Chief Judge Justice has thus been charged with responsibility for the oversight of these Ruiz related cases as well as the management of the conduct of the class action itself. Nor do we forget that he has a very heavy docket of his own in the Eastern District to go with his administrative duties as chief judge. He has not, however, neglected the Ruiz related lawsuits. Temporary staff have been employed, and the magistrates of both the Southern and Eastern Districts have been occupied in addressing those cases. Judge Justice in his memorandum opinion of July 26, 1984 (amended August 8, 1984) initially set out his procedure to comply with the Johnson decision. He determined that compensation through civil contempt proceedings would be available for individuals complaining of Ruiz violations that arise after the May 1, 1981 injunctive decree. And he decided that Ruiz law would apply retroactively to support liability for damages under section 1983. Ruiz law is deemed to include the provisions of the Ruiz injunction of May 1, 1981, as well as the stipulations and consent plans filed subsequently. To the extent a claimant seeks a punitive contempt order or classwide equitable relief, the claim is dismissed without prejudice, with instructions that copies of the pleadings are to be forwarded to the attorney for the Ruiz class as well as to the special master.
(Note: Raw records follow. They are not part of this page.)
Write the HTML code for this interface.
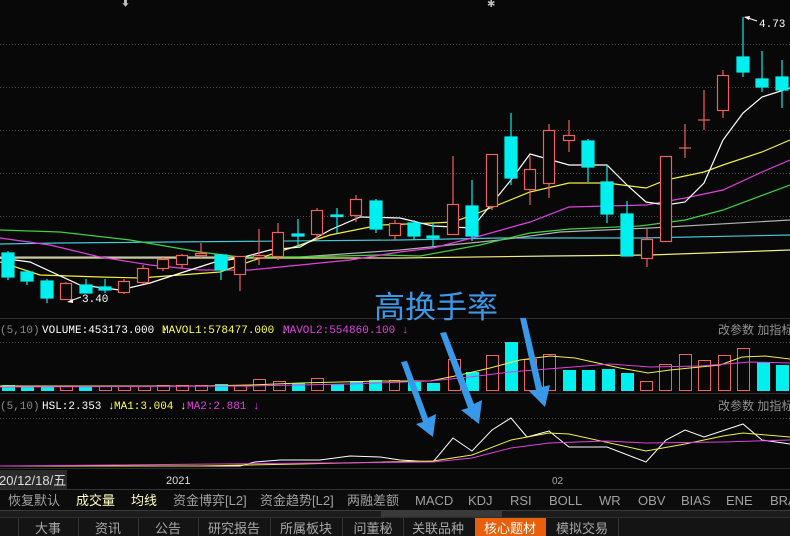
<!DOCTYPE html>
<html><head><meta charset="utf-8"><style>
html,body{margin:0;padding:0;background:#080808;width:790px;height:536px;overflow:hidden;font-family:"Liberation Sans","Noto Sans CJK SC",sans-serif}
svg{position:absolute;left:0;top:0}
.t{font-family:"Liberation Mono","Noto Sans CJK SC",monospace;font-size:11px}
.c{font-family:"Liberation Sans","Noto Sans CJK SC",sans-serif}
</style></head><body>
<svg width="790" height="536" viewBox="0 0 790 536" xmlns="http://www.w3.org/2000/svg">
<rect width="790" height="536" fill="#080808"/>
<g stroke="#4a4a4a" stroke-dasharray="1,2" stroke-width="1">
<line x1="0" y1="44.5" x2="790" y2="44.5"/><line x1="0" y1="87.5" x2="790" y2="87.5"/><line x1="0" y1="130.5" x2="790" y2="130.5"/><line x1="0" y1="173.5" x2="790" y2="173.5"/><line x1="0" y1="216.5" x2="790" y2="216.5"/>
<line x1="0" y1="342.5" x2="790" y2="342.5"/><line x1="0" y1="418.5" x2="790" y2="418.5"/>
</g>
<g stroke="#2e2e2e"><line x1="0" y1="318.5" x2="790" y2="318.5"/><line x1="0" y1="393.5" x2="790" y2="393.5"/><line x1="0" y1="468.5" x2="790" y2="468.5"/></g>
<text x="121" y="6" fill="#bbb" font-size="9">⬇</text><text x="487" y="7" fill="#bbb" font-size="10">✱</text>
<g fill="none" stroke-width="1.2">
<polyline stroke="#f0f080" points="0,258 300,258 400,258 550,256 650,255 790,250"/>
<polyline stroke="#40c8d8" points="0,244 60,243 400,240 500,238 640,238 790,235"/>
<polyline stroke="#b0b0b0" points="0,257 300,257 400,250 450,245 500,240 560,232 650,228 790,220"/>
<polyline stroke="#40d040" points="0,230 60,232 130,240 200,252 240,257 300,257 380,255 420,256 480,245 530,233 570,229 640,226 685,220 723,210 790,185"/>
<polyline stroke="#e040e0" points="0,238 50,245 100,257 150,265 200,270 250,270 300,265 350,260 400,252 433,248 480,236 530,222 569,207 646,205 685,198 723,190 762,172 790,160"/>
<polyline stroke="#f0f040" points="0,262 40,275 100,277 140,278 180,275 220,272 260,258 300,245 330,235 380,225 433,223 453,222 473,215 530,192 569,183 607,183 646,188 666,180 704,172 723,165 762,152 790,140"/>
<polyline stroke="#ffffff" points="0,258 30,262 80,285 120,290 150,283 190,270 215,262 240,258 270,250 300,247 330,230 360,217 400,218 433,226 472,228 511,180 530,154 569,165 607,165 627,185 646,202 666,205 685,202 704,183 723,140 743,113 762,97 790,88"/>
</g>
<g stroke-width="1.2">
<g stroke="#00f0f0" fill="#00f0f0">
<line x1="8" y1="251" x2="8" y2="280"/><rect x="2" y="253" width="12" height="24"/>
<line x1="27" y1="270" x2="27" y2="285"/><rect x="21" y="272" width="12" height="9"/>
<line x1="47" y1="279" x2="47" y2="303"/><rect x="41" y="281" width="12" height="17"/>
<line x1="86" y1="279" x2="86" y2="293"/><rect x="80" y="285" width="12" height="8"/>
<line x1="105" y1="279" x2="105" y2="293"/><rect x="99" y="287" width="12" height="3"/>
<line x1="221" y1="254" x2="221" y2="280"/><rect x="215" y="255" width="12" height="15"/>
<line x1="298" y1="219" x2="298" y2="247"/><rect x="292" y="234" width="12" height="2"/>
<line x1="337" y1="208" x2="337" y2="233"/><rect x="331" y="215" width="12" height="1.5"/>
<line x1="376" y1="199" x2="376" y2="233"/><rect x="370" y="201" width="12" height="28"/>
<line x1="414" y1="220" x2="414" y2="240"/><rect x="408" y="223" width="12" height="13"/>
<line x1="433" y1="223" x2="433" y2="247"/><rect x="427" y="236" width="12" height="2"/>
<line x1="472" y1="180" x2="472" y2="241"/><rect x="466" y="206" width="12" height="30"/>
<line x1="511" y1="113" x2="511" y2="185"/><rect x="505" y="137" width="12" height="41"/>
<line x1="588" y1="139" x2="588" y2="182"/><rect x="582" y="141" width="12" height="26"/>
<line x1="607" y1="165" x2="607" y2="223"/><rect x="601" y="182" width="12" height="32"/>
<line x1="627" y1="201" x2="627" y2="256"/><rect x="621" y="214" width="12" height="42"/>
<line x1="743" y1="17" x2="743" y2="77"/><rect x="737" y="57" width="12" height="15"/>
<line x1="762" y1="51" x2="762" y2="92"/><rect x="756" y="79" width="12" height="8"/>
<line x1="782" y1="60" x2="782" y2="108"/><rect x="776" y="77" width="12" height="13"/>
</g>
<g stroke="#f06060" fill="#080808">
<line x1="66" y1="282" x2="66" y2="300"/><rect x="60.5" y="283.5" width="11" height="16"/>
<line x1="124" y1="279" x2="124" y2="294"/><rect x="118.5" y="281.5" width="11" height="11"/>
<line x1="143" y1="265" x2="143" y2="284"/><rect x="137.5" y="268.5" width="11" height="14"/>
<line x1="163" y1="256" x2="163" y2="271"/><rect x="157.5" y="259.5" width="11" height="9"/>
<line x1="182" y1="254" x2="182" y2="268"/><rect x="176.5" y="255.5" width="11" height="9"/>
<line x1="201" y1="243" x2="201" y2="258"/><rect x="195.5" y="253.5" width="11" height="2"/>
<line x1="240" y1="256" x2="240" y2="291"/><rect x="234.5" y="256.5" width="11" height="18"/>
<line x1="259" y1="229" x2="259" y2="265"/><rect x="253.5" y="255.5" width="11" height="2"/>
<line x1="278" y1="223" x2="278" y2="260"/><rect x="272.5" y="232.5" width="11" height="24"/>
<line x1="317" y1="208" x2="317" y2="240"/><rect x="311.5" y="210.5" width="11" height="24"/>
<line x1="356" y1="195" x2="356" y2="222"/><rect x="350.5" y="199.5" width="11" height="16"/>
<line x1="395" y1="220" x2="395" y2="240"/><rect x="389.5" y="223.5" width="11" height="12"/>
<line x1="453" y1="156" x2="453" y2="235"/><rect x="447.5" y="204.5" width="11" height="30"/>
<line x1="492" y1="154" x2="492" y2="210"/><rect x="486.5" y="154.5" width="11" height="52"/>
<line x1="530" y1="156" x2="530" y2="205"/><rect x="524.5" y="169.5" width="11" height="20"/>
<line x1="549" y1="124" x2="549" y2="198"/><rect x="543.5" y="130.5" width="11" height="53"/>
<line x1="569" y1="120" x2="569" y2="152"/><rect x="563.5" y="135.5" width="11" height="5"/>
<line x1="647" y1="229" x2="647" y2="267"/><rect x="641.5" y="239.5" width="11" height="19"/>
<line x1="666" y1="156" x2="666" y2="242"/><rect x="660.5" y="156.5" width="11" height="85"/>
<line x1="685" y1="124" x2="685" y2="158"/><line x1="679" y1="148" x2="691" y2="148"/>
<line x1="704" y1="90" x2="704" y2="130"/><line x1="698" y1="120" x2="710" y2="120"/>
<line x1="723" y1="70" x2="723" y2="118"/><rect x="717.5" y="75.5" width="11" height="35"/>
</g>
</g>
<text x="759" y="27" fill="#fff" class="t">4.73</text>
<polyline points="745,17 757,21" stroke="#fff" fill="none"/><polygon points="744,17 750,16 749,20" fill="#fff"/>
<text x="82" y="302" fill="#fff" class="t">3.40</text>
<polyline points="70,301 81,297" stroke="#fff" fill="none"/><polygon points="67,302 73,299 73,303" fill="#fff"/>
<text x="0" y="333" class="t" fill="#888">(5,10)</text>
<text x="42" y="333" class="t" fill="#fff">VOLUME:453173.000 ↓</text>
<text x="162" y="333" class="t" fill="#ffff40">MAVOL1:578477.000 ↓</text>
<text x="283" y="333" class="t" fill="#e040e0">MAVOL2:554860.100 ↓</text>
<text x="718" y="334" class="c" font-size="12" fill="#909090">改参数  加指标</text>
<g fill="#00f0f0">
<rect x="2" y="385" width="13" height="6"/><rect x="21" y="386" width="13" height="5"/><rect x="41" y="386" width="13" height="5"/><rect x="79" y="386" width="13" height="5"/><rect x="215" y="384" width="13" height="7"/><rect x="292" y="383" width="13" height="8"/><rect x="331" y="384" width="13" height="7"/><rect x="350" y="381" width="13" height="10"/><rect x="369" y="380" width="13" height="11"/>
<rect x="408" y="382" width="13" height="9"/><rect x="427" y="383" width="13" height="8"/><rect x="466" y="372" width="13" height="19"/><rect x="505" y="342" width="13" height="49"/><rect x="563" y="370" width="13" height="21"/><rect x="582" y="370" width="13" height="21"/><rect x="602" y="369" width="13" height="22"/><rect x="621" y="373" width="13" height="18"/><rect x="757" y="362" width="13" height="29"/><rect x="776" y="365" width="13" height="26"/>
</g>
<g fill="none" stroke="#f06060">
<rect x="60.5" y="386.5" width="12" height="4"/><rect x="99.5" y="386.5" width="12" height="4"/><rect x="118.5" y="386.5" width="12" height="4"/><rect x="138.5" y="386.5" width="12" height="4"/><rect x="157.5" y="385.5" width="12" height="5"/><rect x="176.5" y="385.5" width="12" height="5"/><rect x="195.5" y="385.5" width="12" height="5"/><rect x="234.5" y="385.5" width="12" height="5"/><rect x="253.5" y="379.5" width="12" height="11"/><rect x="273.5" y="381.5" width="12" height="9"/><rect x="311.5" y="378.5" width="12" height="12"/><rect x="389.5" y="380.5" width="10" height="10"/>
<rect x="448.5" y="359.5" width="12" height="31"/><rect x="486.5" y="355.5" width="12" height="35"/><rect x="524.5" y="359.5" width="12" height="31"/><rect x="543.5" y="354.5" width="12" height="36"/><rect x="640.5" y="381.5" width="12" height="9"/><rect x="659.5" y="364.5" width="12" height="26"/><rect x="679.5" y="354.5" width="12" height="36"/><rect x="698.5" y="360.5" width="12" height="30"/><rect x="718.5" y="355.5" width="12" height="35"/><rect x="737.5" y="348.5" width="12" height="42"/>
</g>
<polyline fill="none" stroke="#f0f040" points="0,386 200,386 250,385 300,383 380,381 430,381 460,375 490,368 520,360 550,356 575,358 620,368 648,373 670,370 720,365 742,357 765,356 790,359"/>
<polyline fill="none" stroke="#e040e0" points="0,387 250,386 350,384 430,381 470,377 510,372 560,368 610,364 650,367 700,366 750,362 790,363"/>
<text x="0" y="409" class="t" fill="#888">(5,10)</text>
<text x="42" y="409" class="t" fill="#fff">HSL:2.353 ↓</text>
<text x="114" y="409" class="t" fill="#ffff40">MA1:3.004 ↓</text>
<text x="187" y="409" class="t" fill="#e040e0">MA2:2.881 ↓</text>
<text x="718" y="410" class="c" font-size="12" fill="#909090">改参数  加指标</text>
<polyline fill="none" stroke="#fff" points="0,466 240,466 255,462 280,460 320,460 350,456 380,457 400,460 433,462 453,438 472,451 492,430 511,418 527,437 549,431 569,447 607,447 646,462 666,440 685,430 704,437 743,424 762,440 790,444"/>
<polyline fill="none" stroke="#f0f040" points="0,466 200,466 300,464 433,461 472,455 511,440 549,433 569,434 646,451 685,444 723,436 743,433 790,437"/>
<polyline fill="none" stroke="#e040e0" points="0,466 433,462 472,458 511,448 549,443 607,441 646,443 723,442 790,440"/>
<text x="374" y="318" fill="#3a98e8" font-size="31" class="c">高换手率</text>
<g fill="#3a98e8">
<polygon points="401,362 407,361 428,418 436,414 433,437 416,424 423,422"/>
<polygon points="440,333 446,332 474,404 482,400 479,424 461,410 468,408"/>
<polygon points="520,318 526,318 542,387 550,385 545,407 529,391 536,390"/>
</g>
<rect x="0" y="470" width="67" height="19" fill="#2a2a2a"/>
<text x="-1" y="485" fill="#ddd" font-size="13" class="c">20/12/18/五</text>
<text x="166" y="484" fill="#ddd" font-size="11" class="c">2021</text>
<text x="552" y="484" fill="#aaa" font-size="10" class="c">02</text>
<rect x="0" y="489" width="790" height="1" fill="#333"/>
<rect x="0" y="490" width="790" height="20" fill="#0c0c0c"/>
<rect x="0" y="510" width="790" height="1" fill="#3a3a3a"/>
<rect x="0" y="511" width="790" height="6" fill="#1c1c1c"/>
<rect x="381" y="511" width="121" height="6" fill="#3a3a3a"/>
<g font-size="13" class="c" fill="#a0a0a0">
<text x="8" y="505">恢复默认</text>
<text x="76" y="505" fill="#ffffc0">成交量</text>
<text x="131" y="505" fill="#ffffc0">均线</text>
<text x="173" y="505">资金博弈[L2]</text>
<text x="260" y="505">资金趋势[L2]</text>
<text x="347" y="505">两融差额</text>
<text x="415" y="505">MACD</text><text x="468" y="505">KDJ</text><text x="510" y="505">RSI</text><text x="549" y="505">BOLL</text><text x="599" y="505">WR</text><text x="638" y="505">OBV</text><text x="681" y="505">BIAS</text><text x="726" y="505">ENE</text><text x="770" y="505">BRA</text>
</g>
<rect x="0" y="517" width="790" height="19" fill="#141414"/>
<rect x="0" y="517" width="790" height="1" fill="#2e2e2e"/>
<rect x="475" y="518" width="71" height="18" fill="#e85f0c"/>
<g fill="#333"><rect x="18" y="518" width="1" height="18"/><rect x="78" y="518" width="1" height="18"/><rect x="138" y="518" width="1" height="18"/><rect x="198" y="518" width="1" height="18"/><rect x="270" y="518" width="1" height="18"/><rect x="342" y="518" width="1" height="18"/><rect x="403" y="518" width="1" height="18"/><rect x="618" y="518" width="1" height="18"/></g>
<g font-size="13" class="c" fill="#a8a8a8" text-anchor="middle">
<text x="48" y="533">大事</text><text x="108" y="533">资讯</text><text x="168" y="533">公告</text><text x="234" y="533">研究报告</text><text x="306" y="533">所属板块</text><text x="373" y="533">问董秘</text><text x="438" y="533">关联品种</text><text x="510" y="533" fill="#fff">核心题材</text><text x="582" y="533">模拟交易</text>
</g>
</svg>
</body></html>
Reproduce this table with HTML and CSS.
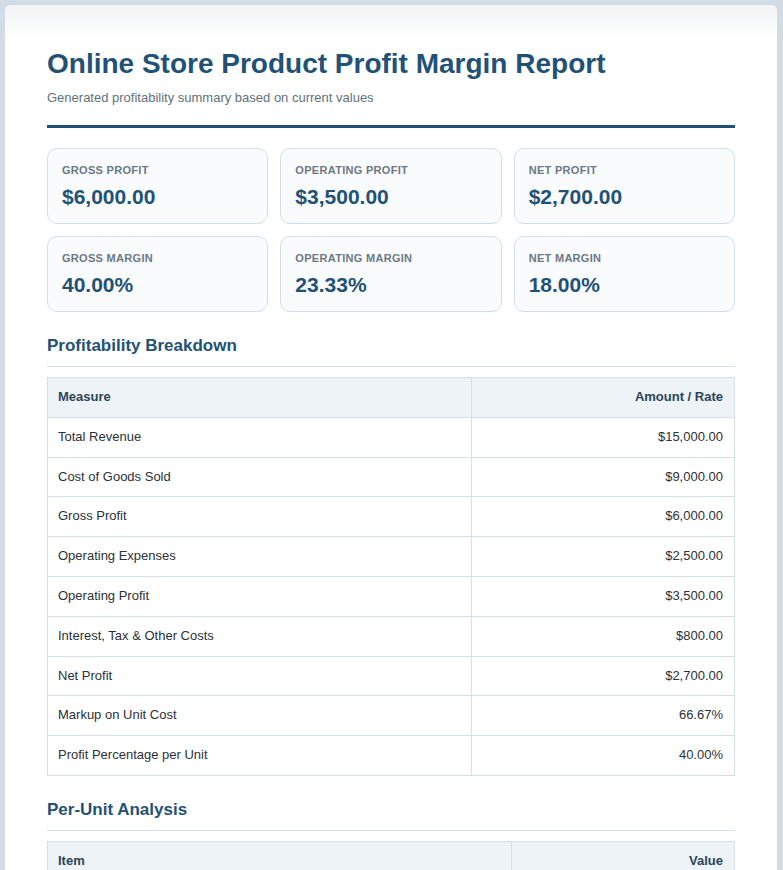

We are not aware of anything the Ruiz court is doing relative to individual equitable claims arising prior to the 1981 decree except insofar as his orders declare that Ruiz law shall apply to damages relief sought by that claimant. Nor do we see any sign that the Ruiz court is considering additional equitable relief for Texas prisoners not at the behest of the Ruiz class.


Law clerks, working under the direction of Judge Justice, are examining the civil rights complaints filed in the clerks' offices of these two districts. As of this date they have reviewed 843 individual cases. In 634 of these cases orders have been entered by which magistrates are directed to conduct hearings where the prisoner is asked to elect between proceeding in the Ruiz court for civil contempt compensation or pursuing legal relief by full trial in a non-Ruiz court. We are told that there have been 102 separate election hearings conducted by the magistrates in the Eastern District. Of these, 30 petitioners have elected to seek civil contempt compensation, 34 have elected to proceed in the other courts for damages, and the balance have not yet made their decisions.


The size of this undertaking and the poor prospects for timely disposition of these cases lead this panel to believe that prompt changes are required. The Judicial Council now has before it a request for the extension of employment of two staff attorneys and one secretary who are working on these Ruiz related cases. Congress has directed that "[e]ach Judicial Council shall make all necessary and appropriate orders for the effective and expeditious administration of justice within its circuit." 28 U.S.C. Sec. 332(d)(1) (1982). This panel believes that we have an occasion here when the oversight of the Council should be exercised.



The judgment in the present case is reversed and the case is remanded to that court with the directions that it be referred to the Ruiz court for further proceedings.



GARWOOD, Circuit Judge, specially concurring:


I concur in the judgment and join in the Court's opinion subject only to the following. Though I am in agreement with what is said in part II as applied to appellants, I might have some reservations about future inmates. I do fully agree, however, with the suggestion for en banc consideration.